There are menus of rewards that usually describe how many tickets will earn more valuable rewards.  Many of these are turned into lotteries or raffles.  Students who earn the most tickets are often honored in monthly assemblies or special activities.

These programs are becoming prevalent in our country and schools received federal and state money to implement them.   This includes staff training and often requires a full time person in the district to maintain fidelity to these programs.

As I explained in earlier posts, these programs might help “stop the bleeding in some schools” by replacing emotional outbursts by teachers, harsh consequences and confusing inconsistencies among adults. 
A test that I think should be put to any type of program to determine its worth is asking this question:  What would the school/organization look like if the program worked perfectly?  The answer to this question for PBIS would be the elimination of inappropriate behaviors or zero behavioral problems to deal with. 

This is the scary aspect of this program.  If it is true (I believe it is) that the “medium is the message”- John Dewey said that it is the environment that “educates”, then what is the message that is really being given to students about education?
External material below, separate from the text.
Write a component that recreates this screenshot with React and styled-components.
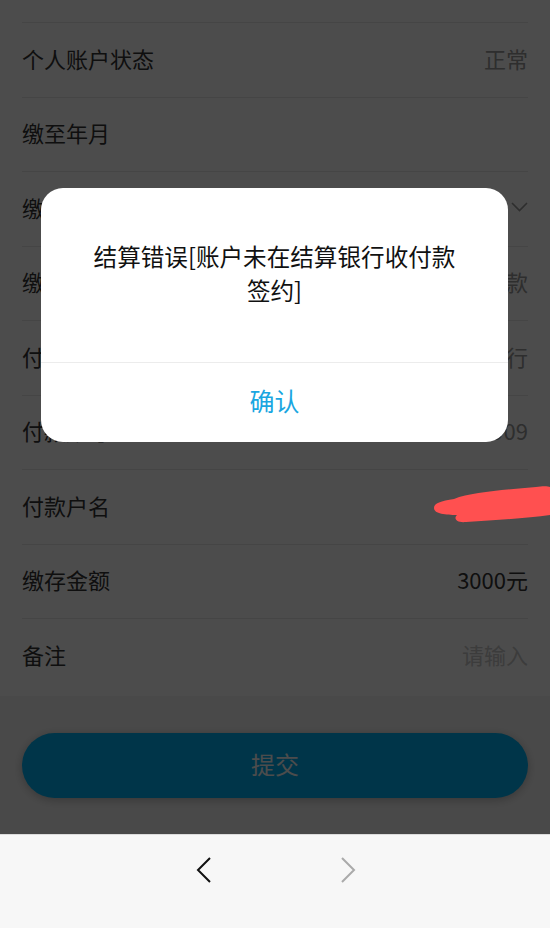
import styled, { createGlobalStyle } from "styled-components";

const GlobalStyle = createGlobalStyle`
  html, body {
    margin: 0;
    padding: 0;
  }
  body {
    font-family: "Noto Sans CJK SC", "Noto Sans", sans-serif;
    background: #f7f7f7;
  }
`;

const Screen = styled.div`
  position: relative;
  width: 550px;
  height: 928px;
  display: flex;
  flex-direction: column;
  overflow: hidden;
`;

const Page = styled.div`
  position: relative;
  flex: 1;
  display: flex;
  flex-direction: column;
  background: #f5f5f5;
`;

const FormList = styled.div`
  background: #fff;
  padding: 22px 0 3px;
`;

const Row = styled.div`
  height: 73.5px;
  box-sizing: content-box;
  margin: 0 22px;
  border-top: 1px solid #e6e6e6;
  display: flex;
  align-items: center;
  justify-content: space-between;
  font-size: 22px;
  line-height: 1;
  & > * {
    margin-top: -4px;
  }
`;

const Label = styled.span`
  color: #333;
`;

const Value = styled.span`
  color: ${(p) => (p.$tone === "strong" ? "#333" : p.$tone === "hint" ? "#c8c8c8" : "#999")};
  display: flex;
  align-items: center;
  gap: 8px;
`;

const ButtonArea = styled.div`
  padding: 37px 22px 0;
`;

const SubmitButton = styled.button`
  width: 100%;
  height: 65px;
  padding: 0 0 4px;
  border: none;
  border-radius: 33px;
  background: #00b2f4;
  color: #fff;
  font-family: inherit;
  font-size: 24px;
  box-shadow: 0 2px 10px rgba(0, 0, 0, 0.25);
`;

const Overlay = styled.div`
  position: absolute;
  inset: 0;
  background: rgba(0, 0, 0, 0.7);
  display: flex;
  justify-content: flex-start;
  align-items: flex-start;
  padding: 188px 0 0 41px;
`;

const Dialog = styled.div`
  width: 467px;
  background: #fff;
  border-radius: 22px;
  overflow: hidden;
  display: flex;
  flex-direction: column;
`;

const Message = styled.div`
  padding: 51px 48px 55px;
  font-size: 23.6px;
  line-height: 34px;
  color: #111;
  text-align: center;
`;

const ConfirmButton = styled.div`
  height: 73px;
  padding-bottom: 6px;
  border-top: 1px solid #ececec;
  display: flex;
  align-items: center;
  justify-content: center;
  font-size: 25px;
  color: #1aa6e1;
`;

const NavBar = styled.div`
  height: 94px;
  background: #f7f7f7;
  border-top: 1px solid #dcdcdc;
  box-sizing: border-box;
  display: flex;
  justify-content: center;
  align-items: flex-start;
  padding: 22px 0 0 2px;
  gap: 128px;
`;

const Scribble = styled.svg`
  position: absolute;
  left: 432px;
  top: 484px;
`;

const Chevron = ({ dir, color }) => (
  <svg width="16" height="26" viewBox="0 0 16 26">
    <polyline
      points={dir === "left" ? "14,1 2,13 14,25" : "2,1 14,13 2,25"}
      fill="none"
      stroke={color}
      strokeWidth="2"
    />
  </svg>
);

const DownArrow = () => (
  <svg width="17" height="10" viewBox="0 0 17 10">
    <polyline points="1,1 8.5,8.5 16,1" fill="none" stroke="#999" strokeWidth="1.6" />
  </svg>
);

const rows = [
  { label: "个人账户状态", value: "正常" },
  { label: "缴至年月", value: "" },
  { label: "缴存类型", value: "", arrow: true },
  { label: "缴存方式", value: "转账缴款" },
  { label: "付款银行", value: "中国建设银行" },
  { label: "付款账号", value: "6217****0909" },
  { label: "付款户名", value: "" },
  { label: "缴存金额", value: "3000元", tone: "strong" },
  { label: "备注", value: "请输入", tone: "hint" },
];

export default function App() {
  return (
    <>
      <GlobalStyle />
      <Screen>
        <Page>
          <FormList>
            {rows.map((r) => (
              <Row key={r.label}>
                <Label>{r.label}</Label>
                <Value $tone={r.tone}>
                  {r.value}
                  {r.arrow && <DownArrow />}
                </Value>
              </Row>
            ))}
          </FormList>
          <ButtonArea>
            <SubmitButton>提交</SubmitButton>
          </ButtonArea>
          <Overlay>
            <Dialog>
              <Message>结算错误[账户未在结算银行收付款签约]</Message>
              <ConfirmButton>确认</ConfirmButton>
            </Dialog>
          </Overlay>
        </Page>
        <NavBar>
          <Chevron dir="left" color="#111" />
          <Chevron dir="right" color="#aaa" />
        </NavBar>
        <Scribble width="118" height="40" viewBox="0 0 118 40">
          <path
            d="M2,24 C2,19 9,17 22,15 C40,8 72,6 104,3 C110,2 116,2 118,3 L118,31 C96,34 66,36 34,38 C25,39 21,35 25,31 C14,31 2,30 2,24 Z"
            fill="#ff5050"
          />
        </Scribble>
      </Screen>
    </>
  );
}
It is pretty clear that the message is:  problems are bad and shouldn’t happen.  

That is not only scary message; it is one that is foreign to everyone’s existence.  Ask most people about a time when they learned the most and they will invariably tell you about a problem they had and how they learned from that problem.  The same would be true for if you asked a scientist or artist about how they had creative breakthroughs-they encountered a problem.

Here are some alternative to matrixes, menus, gotchas that I recommend that we try before going to such great lengths for manage our children: 
  • how about using strong, trusting relationships to talk to kids about what is happening in their lives; 
  • how about using stories about how we had problems and learned from them, 
  • how about accepting the fact that kids are works in progress and will make mistakes and assume our role as caring adults to help them when they do; 
  • how about assuming that they want to do good but sometimes are not sure what it is. 
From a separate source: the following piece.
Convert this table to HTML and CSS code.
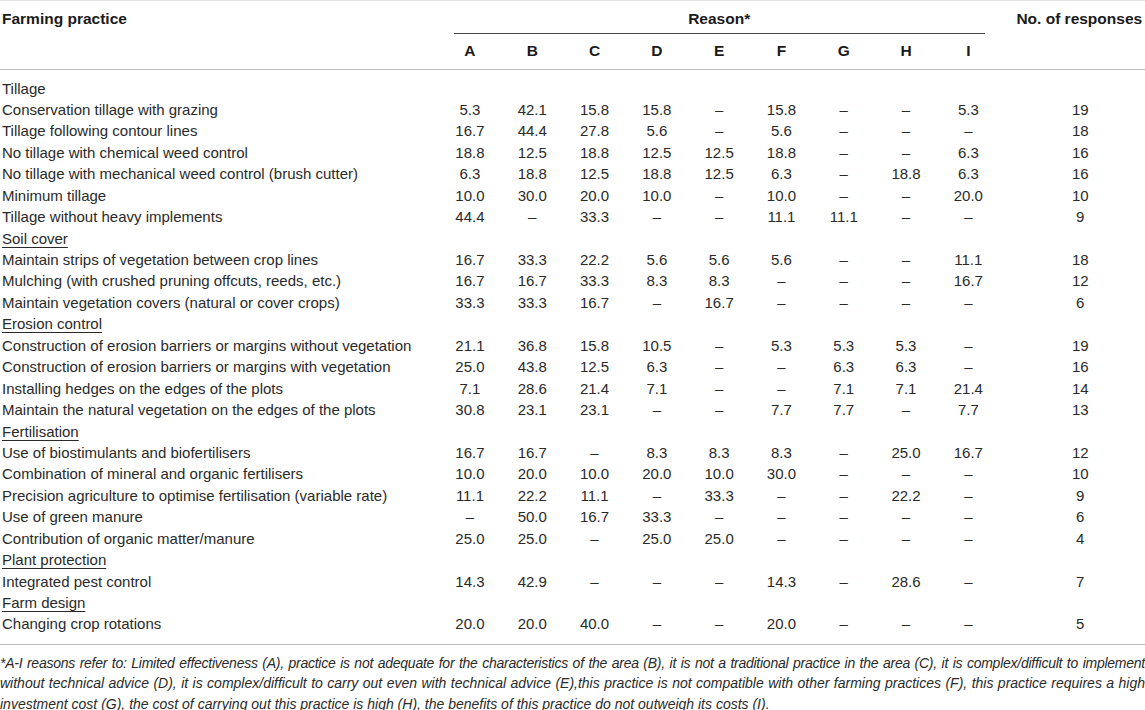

Maybe we could just watch some old black and white TV shows like Andy Griffith and then talk to our kids.  
Here is one I just saw:

Opie is given a slingshot by his dad but told to only use with inanimate objects like tin cans.  He forgets his father’s directions and accidentally shoots into a tree killing a bird.  He feels terrible about this and runs into the house.  His father comes home and finds the dead bird in the yard.  While at dinner he mentions the dead bird thinking that the neighbor’ cat had killed it, but Opie runs from the dinner table to his room once he hears his father mention the dead bird.  His father confronts him about the dead bird and he admits that he didn’t follow directions.  His father explains the reasons why he gave him those directions.  Opie asks if he will get a spanking.  His dad says “no” but opens up the window to hear birds singing.  They look out together and  see three baby birds whose mother was shot by Opie.  He tells Opie that it is not just enough to be sorry that actions do have consequences and asks him to spend some time thinking about it.  The next morning he discovers Opie finding insects and worms so he can feed the baby birds until they can fly on their own.  His father supports him in doing this and they even put the nest in a cage to protect them from the cat.  The birds thrive and Opie is tempted to keep them as pets.  His father talks to him about how birds need to be free.  Opie listens and voluntarily decides to let the birds fly free even though he is sad. They walk into the house together arm and arm.

I think all kids are like Opie.  All kids need relationships to learn not tickets and rewards.  Maybe if we all just slowed down a bit with our plans and schemes to change and control kids and were a little more like  Andy Griffith, we might just discover that life with all of its flaws is a pretty good thing to share with others-just for its own sake.